(Records with interface code)
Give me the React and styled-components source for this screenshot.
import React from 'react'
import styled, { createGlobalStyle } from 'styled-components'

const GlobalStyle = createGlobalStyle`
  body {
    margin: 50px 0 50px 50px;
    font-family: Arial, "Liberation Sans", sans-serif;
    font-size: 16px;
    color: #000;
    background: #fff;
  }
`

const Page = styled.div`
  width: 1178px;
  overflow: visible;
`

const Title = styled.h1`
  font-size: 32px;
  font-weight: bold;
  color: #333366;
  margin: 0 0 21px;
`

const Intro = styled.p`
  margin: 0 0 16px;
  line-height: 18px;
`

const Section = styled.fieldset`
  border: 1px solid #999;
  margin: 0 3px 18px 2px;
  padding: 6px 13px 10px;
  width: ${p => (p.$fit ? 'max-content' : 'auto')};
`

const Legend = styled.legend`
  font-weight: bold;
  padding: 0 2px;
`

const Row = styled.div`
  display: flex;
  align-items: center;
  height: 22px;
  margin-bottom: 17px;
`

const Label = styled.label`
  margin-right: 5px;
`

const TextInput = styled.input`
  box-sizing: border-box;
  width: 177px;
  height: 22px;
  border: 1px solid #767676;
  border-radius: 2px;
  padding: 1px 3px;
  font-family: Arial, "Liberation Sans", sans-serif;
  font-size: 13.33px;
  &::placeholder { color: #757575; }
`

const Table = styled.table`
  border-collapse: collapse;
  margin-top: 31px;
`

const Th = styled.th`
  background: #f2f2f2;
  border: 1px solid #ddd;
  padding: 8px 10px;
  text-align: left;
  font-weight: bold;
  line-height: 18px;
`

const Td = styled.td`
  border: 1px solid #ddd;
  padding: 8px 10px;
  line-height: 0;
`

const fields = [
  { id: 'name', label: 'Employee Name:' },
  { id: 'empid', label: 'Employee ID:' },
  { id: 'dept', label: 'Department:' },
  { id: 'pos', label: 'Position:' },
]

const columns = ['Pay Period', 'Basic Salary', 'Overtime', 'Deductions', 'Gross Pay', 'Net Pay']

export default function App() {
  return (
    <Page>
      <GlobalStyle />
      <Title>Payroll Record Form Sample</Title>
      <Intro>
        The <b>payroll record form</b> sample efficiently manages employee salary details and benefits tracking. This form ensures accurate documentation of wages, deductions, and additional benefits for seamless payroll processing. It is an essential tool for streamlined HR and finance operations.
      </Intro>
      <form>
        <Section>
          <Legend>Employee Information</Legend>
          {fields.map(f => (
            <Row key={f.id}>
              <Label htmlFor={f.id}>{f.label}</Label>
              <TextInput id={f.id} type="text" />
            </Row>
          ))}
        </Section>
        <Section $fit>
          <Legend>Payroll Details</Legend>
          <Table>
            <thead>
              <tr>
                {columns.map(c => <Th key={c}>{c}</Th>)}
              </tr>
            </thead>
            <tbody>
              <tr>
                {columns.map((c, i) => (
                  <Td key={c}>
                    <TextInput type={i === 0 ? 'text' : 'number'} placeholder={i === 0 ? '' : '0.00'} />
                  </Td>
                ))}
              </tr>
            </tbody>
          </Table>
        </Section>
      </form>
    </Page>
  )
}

---

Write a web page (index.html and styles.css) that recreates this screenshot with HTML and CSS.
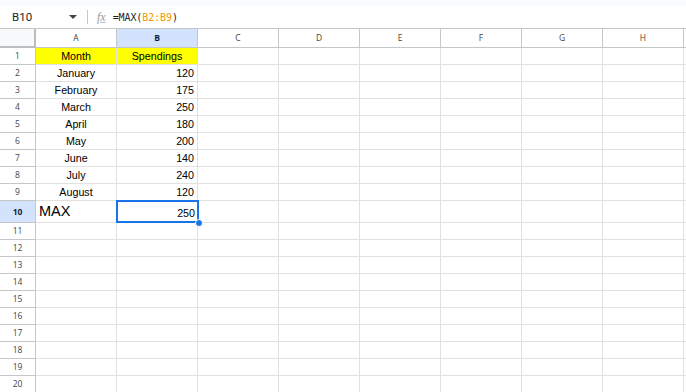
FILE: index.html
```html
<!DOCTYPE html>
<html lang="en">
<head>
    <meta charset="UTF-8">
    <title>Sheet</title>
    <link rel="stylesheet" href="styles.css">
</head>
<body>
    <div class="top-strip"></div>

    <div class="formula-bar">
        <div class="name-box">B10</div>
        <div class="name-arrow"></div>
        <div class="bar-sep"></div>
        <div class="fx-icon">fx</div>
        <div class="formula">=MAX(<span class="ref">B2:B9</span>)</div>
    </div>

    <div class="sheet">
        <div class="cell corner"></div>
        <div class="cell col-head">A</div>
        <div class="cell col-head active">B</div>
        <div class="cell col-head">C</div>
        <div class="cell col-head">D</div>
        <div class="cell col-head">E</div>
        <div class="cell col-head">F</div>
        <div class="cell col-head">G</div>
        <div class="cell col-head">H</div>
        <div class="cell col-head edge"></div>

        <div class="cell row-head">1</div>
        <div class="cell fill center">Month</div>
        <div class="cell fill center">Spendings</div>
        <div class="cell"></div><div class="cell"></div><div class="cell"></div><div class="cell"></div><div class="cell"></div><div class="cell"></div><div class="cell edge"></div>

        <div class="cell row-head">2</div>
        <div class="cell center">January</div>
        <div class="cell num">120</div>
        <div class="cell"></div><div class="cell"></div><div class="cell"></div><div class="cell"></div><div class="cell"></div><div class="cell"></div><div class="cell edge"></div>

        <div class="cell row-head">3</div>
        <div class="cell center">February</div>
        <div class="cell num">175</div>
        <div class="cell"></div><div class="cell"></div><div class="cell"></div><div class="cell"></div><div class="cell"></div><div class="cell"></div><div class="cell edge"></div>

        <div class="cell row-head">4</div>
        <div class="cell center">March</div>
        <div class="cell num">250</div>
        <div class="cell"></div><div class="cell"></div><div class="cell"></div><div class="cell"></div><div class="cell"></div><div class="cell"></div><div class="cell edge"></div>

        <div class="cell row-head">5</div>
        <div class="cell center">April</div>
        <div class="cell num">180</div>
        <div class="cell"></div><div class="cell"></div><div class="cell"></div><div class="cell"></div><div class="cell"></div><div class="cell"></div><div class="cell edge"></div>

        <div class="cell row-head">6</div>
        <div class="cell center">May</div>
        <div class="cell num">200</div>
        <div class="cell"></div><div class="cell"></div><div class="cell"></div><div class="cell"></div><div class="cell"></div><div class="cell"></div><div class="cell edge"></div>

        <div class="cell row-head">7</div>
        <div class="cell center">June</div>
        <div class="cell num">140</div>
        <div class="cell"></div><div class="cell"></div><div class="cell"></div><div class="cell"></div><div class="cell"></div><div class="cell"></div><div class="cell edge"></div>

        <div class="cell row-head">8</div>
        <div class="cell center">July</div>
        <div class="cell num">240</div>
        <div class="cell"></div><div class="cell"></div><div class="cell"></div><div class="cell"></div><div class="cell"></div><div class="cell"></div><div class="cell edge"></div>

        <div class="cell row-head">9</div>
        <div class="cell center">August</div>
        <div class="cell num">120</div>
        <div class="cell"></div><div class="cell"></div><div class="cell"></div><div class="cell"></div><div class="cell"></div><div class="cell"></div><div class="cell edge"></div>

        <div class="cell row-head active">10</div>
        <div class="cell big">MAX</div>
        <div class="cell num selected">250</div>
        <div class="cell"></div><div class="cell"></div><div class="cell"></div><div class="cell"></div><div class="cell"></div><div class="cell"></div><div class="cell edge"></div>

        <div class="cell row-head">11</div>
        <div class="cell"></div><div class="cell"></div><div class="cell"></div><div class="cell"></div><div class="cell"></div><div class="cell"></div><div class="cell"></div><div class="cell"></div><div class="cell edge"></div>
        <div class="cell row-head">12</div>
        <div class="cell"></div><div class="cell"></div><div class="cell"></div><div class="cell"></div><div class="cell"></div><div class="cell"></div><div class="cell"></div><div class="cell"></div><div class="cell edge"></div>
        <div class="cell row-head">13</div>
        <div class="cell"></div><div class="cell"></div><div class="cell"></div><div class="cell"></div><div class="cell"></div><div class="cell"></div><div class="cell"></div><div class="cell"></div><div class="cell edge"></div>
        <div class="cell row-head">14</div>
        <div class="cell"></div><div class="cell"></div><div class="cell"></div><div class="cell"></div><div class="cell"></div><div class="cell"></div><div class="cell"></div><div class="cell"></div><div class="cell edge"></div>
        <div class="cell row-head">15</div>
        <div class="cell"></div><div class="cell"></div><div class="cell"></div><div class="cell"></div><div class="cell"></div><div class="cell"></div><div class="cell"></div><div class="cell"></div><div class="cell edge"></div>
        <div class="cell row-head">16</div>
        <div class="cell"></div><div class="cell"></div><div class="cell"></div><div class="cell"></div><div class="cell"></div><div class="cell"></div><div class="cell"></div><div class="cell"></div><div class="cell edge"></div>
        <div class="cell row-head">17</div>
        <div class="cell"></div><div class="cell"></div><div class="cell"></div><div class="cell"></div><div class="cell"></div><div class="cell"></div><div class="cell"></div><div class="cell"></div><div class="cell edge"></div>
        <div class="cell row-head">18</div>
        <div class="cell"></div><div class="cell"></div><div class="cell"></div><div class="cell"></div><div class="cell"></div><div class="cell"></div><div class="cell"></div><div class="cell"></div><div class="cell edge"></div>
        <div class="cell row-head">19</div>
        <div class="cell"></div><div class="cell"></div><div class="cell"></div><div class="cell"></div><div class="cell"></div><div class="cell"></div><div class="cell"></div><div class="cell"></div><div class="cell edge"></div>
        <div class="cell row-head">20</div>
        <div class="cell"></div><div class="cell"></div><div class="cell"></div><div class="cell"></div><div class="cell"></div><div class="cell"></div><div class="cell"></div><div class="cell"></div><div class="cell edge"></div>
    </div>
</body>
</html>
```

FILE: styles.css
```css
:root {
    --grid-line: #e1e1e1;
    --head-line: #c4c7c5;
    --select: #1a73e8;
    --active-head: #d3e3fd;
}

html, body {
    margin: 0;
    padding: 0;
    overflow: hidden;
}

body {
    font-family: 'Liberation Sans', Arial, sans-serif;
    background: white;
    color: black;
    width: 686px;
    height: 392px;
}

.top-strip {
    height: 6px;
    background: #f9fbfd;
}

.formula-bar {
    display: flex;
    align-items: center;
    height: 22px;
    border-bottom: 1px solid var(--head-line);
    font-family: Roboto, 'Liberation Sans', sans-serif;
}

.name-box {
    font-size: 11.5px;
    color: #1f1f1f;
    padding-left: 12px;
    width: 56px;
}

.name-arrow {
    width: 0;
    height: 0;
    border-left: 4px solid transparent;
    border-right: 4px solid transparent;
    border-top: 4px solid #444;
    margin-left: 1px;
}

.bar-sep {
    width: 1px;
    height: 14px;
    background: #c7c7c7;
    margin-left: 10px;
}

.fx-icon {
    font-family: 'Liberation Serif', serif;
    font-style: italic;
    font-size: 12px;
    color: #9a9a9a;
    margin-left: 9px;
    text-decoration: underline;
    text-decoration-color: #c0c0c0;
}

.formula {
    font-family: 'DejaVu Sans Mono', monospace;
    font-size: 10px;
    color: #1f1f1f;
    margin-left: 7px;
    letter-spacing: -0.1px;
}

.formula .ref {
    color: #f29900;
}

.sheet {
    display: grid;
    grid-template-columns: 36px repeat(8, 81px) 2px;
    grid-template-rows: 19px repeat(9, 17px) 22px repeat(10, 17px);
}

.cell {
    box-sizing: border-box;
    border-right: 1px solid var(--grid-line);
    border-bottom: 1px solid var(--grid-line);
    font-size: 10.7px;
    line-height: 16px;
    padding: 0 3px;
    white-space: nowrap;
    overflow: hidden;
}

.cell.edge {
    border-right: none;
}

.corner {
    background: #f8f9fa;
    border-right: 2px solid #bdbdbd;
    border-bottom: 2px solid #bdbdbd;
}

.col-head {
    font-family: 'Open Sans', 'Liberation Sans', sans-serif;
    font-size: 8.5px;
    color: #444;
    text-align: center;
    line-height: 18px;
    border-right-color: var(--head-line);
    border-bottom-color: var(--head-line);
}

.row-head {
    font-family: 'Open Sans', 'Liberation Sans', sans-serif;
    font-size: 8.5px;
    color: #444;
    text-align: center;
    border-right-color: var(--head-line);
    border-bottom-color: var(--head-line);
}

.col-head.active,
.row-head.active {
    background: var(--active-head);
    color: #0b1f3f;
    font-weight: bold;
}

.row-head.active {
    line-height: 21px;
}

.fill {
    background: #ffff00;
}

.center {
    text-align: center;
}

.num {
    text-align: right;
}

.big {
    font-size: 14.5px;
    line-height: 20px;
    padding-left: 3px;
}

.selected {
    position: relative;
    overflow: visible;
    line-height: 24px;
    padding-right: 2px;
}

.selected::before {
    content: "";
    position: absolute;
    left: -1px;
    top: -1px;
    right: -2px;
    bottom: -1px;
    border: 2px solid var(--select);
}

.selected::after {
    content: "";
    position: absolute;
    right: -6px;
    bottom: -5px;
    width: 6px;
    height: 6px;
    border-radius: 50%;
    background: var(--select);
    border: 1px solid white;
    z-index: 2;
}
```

Problem
Find every line that has "components" in it, then return those lines.

Completed exercise
Give me the React and styled-components source for this screenshot.
import styled, { createGlobalStyle } from 'styled-components'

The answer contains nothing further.